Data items
====

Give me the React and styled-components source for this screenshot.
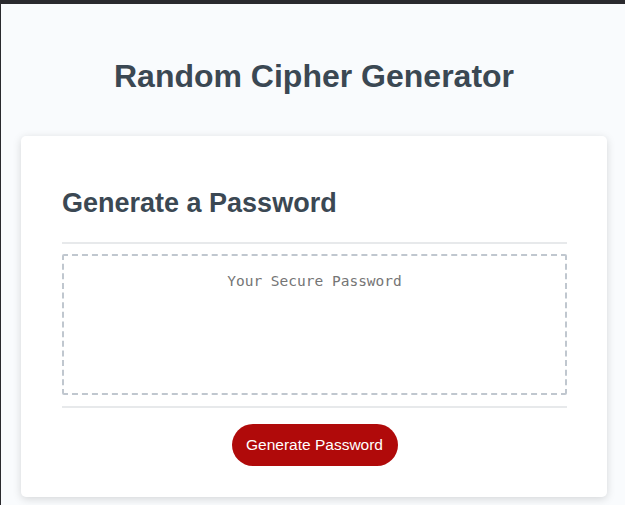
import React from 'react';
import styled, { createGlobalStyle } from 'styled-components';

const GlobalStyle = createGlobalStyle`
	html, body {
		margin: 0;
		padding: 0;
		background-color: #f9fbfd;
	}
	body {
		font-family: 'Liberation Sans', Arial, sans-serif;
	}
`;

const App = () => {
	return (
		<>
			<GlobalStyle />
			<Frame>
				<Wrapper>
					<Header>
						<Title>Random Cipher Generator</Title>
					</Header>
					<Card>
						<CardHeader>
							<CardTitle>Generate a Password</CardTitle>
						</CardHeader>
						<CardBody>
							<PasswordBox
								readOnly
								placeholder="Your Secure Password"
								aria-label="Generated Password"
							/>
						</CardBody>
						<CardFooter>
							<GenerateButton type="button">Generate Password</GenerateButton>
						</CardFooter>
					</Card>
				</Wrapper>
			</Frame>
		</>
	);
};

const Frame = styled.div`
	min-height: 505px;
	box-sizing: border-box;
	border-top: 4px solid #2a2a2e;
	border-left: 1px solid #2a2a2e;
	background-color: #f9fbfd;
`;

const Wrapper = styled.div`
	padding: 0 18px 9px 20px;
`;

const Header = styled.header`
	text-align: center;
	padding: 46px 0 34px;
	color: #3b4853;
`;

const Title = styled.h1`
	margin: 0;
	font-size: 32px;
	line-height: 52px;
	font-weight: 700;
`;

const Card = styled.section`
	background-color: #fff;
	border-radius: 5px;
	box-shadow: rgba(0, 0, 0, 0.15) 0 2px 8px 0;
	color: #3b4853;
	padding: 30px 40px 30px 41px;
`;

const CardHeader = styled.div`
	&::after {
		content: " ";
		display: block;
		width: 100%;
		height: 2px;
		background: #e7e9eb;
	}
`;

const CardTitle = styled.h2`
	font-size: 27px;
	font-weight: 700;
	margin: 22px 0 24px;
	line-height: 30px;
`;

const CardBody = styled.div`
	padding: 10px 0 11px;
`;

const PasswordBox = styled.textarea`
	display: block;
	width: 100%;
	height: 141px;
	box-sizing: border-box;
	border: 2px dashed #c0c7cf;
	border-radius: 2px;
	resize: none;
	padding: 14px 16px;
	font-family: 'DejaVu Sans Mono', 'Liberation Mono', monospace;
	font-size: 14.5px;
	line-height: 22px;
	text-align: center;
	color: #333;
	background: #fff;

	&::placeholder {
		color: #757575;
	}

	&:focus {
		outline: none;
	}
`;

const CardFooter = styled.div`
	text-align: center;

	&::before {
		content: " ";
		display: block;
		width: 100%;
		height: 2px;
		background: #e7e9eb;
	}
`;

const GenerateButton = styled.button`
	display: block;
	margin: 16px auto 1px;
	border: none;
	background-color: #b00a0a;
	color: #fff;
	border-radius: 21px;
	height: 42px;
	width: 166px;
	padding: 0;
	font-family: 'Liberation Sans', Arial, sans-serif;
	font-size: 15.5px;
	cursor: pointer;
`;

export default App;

====

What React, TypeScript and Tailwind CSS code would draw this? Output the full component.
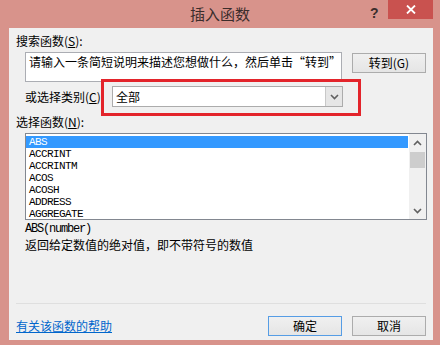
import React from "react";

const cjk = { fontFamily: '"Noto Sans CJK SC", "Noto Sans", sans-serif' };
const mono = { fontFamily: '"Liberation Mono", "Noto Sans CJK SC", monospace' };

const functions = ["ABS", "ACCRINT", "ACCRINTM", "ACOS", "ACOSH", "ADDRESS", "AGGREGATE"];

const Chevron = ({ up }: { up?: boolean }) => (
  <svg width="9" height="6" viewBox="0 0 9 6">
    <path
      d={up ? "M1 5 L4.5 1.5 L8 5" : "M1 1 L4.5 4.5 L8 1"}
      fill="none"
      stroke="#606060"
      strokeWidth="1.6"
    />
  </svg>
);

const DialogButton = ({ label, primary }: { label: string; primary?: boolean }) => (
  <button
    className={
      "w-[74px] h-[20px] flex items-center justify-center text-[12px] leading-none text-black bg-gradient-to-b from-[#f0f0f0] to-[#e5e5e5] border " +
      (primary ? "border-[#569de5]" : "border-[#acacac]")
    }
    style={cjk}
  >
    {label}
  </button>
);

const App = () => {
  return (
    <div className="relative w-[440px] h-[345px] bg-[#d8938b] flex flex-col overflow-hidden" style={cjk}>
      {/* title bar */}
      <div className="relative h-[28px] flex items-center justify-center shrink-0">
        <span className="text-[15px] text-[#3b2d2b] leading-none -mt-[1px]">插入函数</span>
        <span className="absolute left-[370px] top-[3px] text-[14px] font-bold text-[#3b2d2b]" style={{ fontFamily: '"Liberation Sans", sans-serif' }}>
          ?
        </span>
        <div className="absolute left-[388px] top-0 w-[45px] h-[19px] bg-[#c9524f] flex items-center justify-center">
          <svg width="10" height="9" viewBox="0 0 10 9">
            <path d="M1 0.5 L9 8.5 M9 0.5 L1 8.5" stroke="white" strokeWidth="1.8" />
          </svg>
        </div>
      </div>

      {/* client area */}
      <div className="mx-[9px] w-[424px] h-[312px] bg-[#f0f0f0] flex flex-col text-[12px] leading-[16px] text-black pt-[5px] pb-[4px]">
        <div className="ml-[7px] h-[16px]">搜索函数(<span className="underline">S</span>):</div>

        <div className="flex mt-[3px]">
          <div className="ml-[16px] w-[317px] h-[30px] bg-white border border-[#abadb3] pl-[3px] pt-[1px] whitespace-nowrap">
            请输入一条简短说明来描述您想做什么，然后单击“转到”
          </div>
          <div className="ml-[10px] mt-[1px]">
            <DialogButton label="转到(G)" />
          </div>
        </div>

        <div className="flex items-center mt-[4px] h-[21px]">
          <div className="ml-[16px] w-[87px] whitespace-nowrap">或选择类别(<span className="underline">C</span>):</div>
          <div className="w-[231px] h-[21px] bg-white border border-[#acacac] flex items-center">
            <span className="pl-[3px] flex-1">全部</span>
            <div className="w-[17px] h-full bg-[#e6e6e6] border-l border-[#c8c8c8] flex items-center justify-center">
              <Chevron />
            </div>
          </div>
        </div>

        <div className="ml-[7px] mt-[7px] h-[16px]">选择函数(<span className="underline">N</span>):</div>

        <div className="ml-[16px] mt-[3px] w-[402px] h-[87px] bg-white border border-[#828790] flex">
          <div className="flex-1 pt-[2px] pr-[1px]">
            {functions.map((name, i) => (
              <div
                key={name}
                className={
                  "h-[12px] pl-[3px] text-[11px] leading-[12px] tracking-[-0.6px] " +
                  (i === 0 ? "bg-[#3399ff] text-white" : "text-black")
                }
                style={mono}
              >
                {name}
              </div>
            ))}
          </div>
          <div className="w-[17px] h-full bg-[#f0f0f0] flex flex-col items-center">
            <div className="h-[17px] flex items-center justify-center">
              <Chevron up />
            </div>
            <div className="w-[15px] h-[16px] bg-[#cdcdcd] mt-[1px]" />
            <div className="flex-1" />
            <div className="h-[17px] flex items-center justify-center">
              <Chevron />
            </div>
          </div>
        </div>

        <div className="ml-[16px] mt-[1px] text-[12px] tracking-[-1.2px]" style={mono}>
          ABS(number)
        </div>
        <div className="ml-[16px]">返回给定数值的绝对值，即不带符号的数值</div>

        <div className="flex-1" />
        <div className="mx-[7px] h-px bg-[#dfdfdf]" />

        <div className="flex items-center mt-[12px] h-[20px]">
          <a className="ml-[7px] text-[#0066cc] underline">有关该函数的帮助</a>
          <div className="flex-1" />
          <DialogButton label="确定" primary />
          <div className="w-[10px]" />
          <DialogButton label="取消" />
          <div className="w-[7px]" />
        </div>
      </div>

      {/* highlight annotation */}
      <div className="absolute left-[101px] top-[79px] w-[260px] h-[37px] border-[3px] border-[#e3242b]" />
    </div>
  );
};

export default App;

====

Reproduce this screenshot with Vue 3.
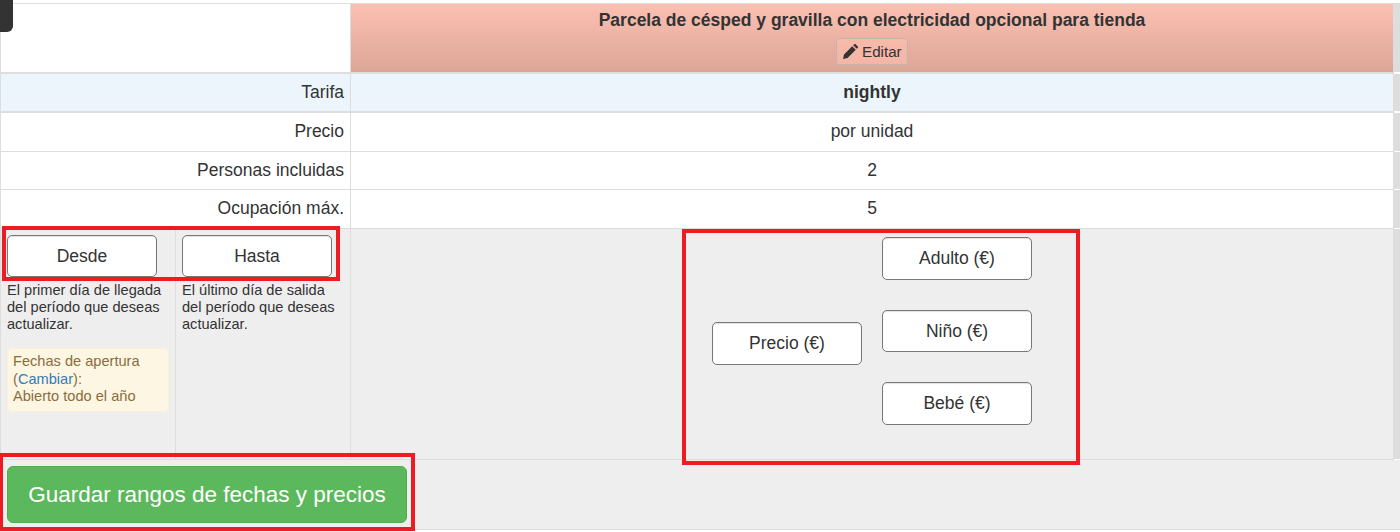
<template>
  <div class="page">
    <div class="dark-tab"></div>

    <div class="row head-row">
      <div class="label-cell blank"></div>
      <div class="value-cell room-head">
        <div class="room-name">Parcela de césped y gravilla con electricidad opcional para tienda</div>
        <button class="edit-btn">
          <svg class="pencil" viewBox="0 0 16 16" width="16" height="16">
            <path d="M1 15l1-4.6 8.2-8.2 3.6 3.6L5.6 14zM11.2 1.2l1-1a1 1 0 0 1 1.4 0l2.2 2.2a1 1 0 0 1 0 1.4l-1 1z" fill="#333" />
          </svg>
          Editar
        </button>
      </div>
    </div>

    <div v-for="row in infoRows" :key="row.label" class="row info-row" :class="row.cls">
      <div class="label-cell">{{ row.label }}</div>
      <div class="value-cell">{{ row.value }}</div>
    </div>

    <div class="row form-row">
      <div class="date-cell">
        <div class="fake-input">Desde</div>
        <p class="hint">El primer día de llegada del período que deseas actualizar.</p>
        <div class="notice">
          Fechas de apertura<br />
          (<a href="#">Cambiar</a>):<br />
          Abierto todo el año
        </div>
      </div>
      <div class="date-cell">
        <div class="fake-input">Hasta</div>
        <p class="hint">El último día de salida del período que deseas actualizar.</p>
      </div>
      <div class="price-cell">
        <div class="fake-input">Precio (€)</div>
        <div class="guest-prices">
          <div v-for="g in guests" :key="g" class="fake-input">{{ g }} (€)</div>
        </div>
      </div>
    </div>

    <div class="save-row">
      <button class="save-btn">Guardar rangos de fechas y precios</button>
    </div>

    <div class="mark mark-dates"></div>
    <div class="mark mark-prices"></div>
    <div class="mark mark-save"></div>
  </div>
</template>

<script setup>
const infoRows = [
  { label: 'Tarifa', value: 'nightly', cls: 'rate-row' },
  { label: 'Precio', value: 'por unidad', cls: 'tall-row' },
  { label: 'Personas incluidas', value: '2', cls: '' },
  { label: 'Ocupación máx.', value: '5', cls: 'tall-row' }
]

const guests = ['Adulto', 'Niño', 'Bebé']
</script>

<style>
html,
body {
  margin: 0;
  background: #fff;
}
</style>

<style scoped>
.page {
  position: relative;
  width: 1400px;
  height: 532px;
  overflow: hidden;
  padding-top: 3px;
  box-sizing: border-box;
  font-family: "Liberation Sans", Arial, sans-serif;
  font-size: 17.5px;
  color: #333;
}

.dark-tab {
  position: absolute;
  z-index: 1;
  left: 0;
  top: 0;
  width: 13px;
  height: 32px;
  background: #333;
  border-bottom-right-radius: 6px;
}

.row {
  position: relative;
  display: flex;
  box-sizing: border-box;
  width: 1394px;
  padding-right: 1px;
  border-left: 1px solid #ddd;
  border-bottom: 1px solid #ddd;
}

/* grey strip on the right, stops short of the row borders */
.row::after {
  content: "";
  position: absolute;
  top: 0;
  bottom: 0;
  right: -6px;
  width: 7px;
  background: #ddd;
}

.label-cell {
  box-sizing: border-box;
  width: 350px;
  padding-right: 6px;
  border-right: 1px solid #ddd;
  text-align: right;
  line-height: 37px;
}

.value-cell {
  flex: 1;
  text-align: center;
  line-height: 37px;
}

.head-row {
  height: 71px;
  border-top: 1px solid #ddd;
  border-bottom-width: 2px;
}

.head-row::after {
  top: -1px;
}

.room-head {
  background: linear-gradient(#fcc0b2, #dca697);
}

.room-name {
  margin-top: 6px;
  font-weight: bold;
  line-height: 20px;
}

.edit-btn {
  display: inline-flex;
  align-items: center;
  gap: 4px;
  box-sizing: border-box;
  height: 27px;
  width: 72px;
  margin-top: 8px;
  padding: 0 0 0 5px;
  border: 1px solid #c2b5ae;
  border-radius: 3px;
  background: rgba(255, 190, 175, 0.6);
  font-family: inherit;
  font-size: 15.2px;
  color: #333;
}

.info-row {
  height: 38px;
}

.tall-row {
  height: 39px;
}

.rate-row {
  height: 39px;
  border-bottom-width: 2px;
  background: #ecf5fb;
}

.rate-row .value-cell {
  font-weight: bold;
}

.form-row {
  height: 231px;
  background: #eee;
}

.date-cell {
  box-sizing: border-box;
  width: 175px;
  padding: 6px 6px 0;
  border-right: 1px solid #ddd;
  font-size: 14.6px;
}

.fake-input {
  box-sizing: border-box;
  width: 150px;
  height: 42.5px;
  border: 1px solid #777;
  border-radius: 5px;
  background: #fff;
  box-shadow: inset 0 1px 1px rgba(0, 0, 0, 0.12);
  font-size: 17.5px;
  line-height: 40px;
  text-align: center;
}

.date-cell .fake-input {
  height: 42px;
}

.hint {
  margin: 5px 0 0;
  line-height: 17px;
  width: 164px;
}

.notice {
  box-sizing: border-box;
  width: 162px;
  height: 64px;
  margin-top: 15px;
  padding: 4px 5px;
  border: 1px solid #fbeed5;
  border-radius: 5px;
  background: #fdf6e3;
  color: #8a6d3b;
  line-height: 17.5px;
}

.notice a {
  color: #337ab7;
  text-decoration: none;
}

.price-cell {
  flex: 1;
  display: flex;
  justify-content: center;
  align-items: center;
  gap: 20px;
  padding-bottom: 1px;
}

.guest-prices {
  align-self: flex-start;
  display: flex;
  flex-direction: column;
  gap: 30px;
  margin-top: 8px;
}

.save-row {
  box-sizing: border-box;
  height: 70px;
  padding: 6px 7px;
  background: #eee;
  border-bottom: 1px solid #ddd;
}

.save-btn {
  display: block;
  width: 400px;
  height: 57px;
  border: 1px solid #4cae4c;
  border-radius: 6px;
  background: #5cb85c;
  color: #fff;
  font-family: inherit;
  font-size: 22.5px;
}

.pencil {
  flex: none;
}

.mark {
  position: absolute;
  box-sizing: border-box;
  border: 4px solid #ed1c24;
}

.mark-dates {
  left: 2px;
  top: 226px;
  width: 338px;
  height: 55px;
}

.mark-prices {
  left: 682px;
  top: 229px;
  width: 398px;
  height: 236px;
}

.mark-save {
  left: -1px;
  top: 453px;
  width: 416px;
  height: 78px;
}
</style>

====

Problem
Copy each line above that contains the word "components".

Result for this task
Give me the React and styled-components source for this screenshot.
import styled, { createGlobalStyle } from 'styled-components';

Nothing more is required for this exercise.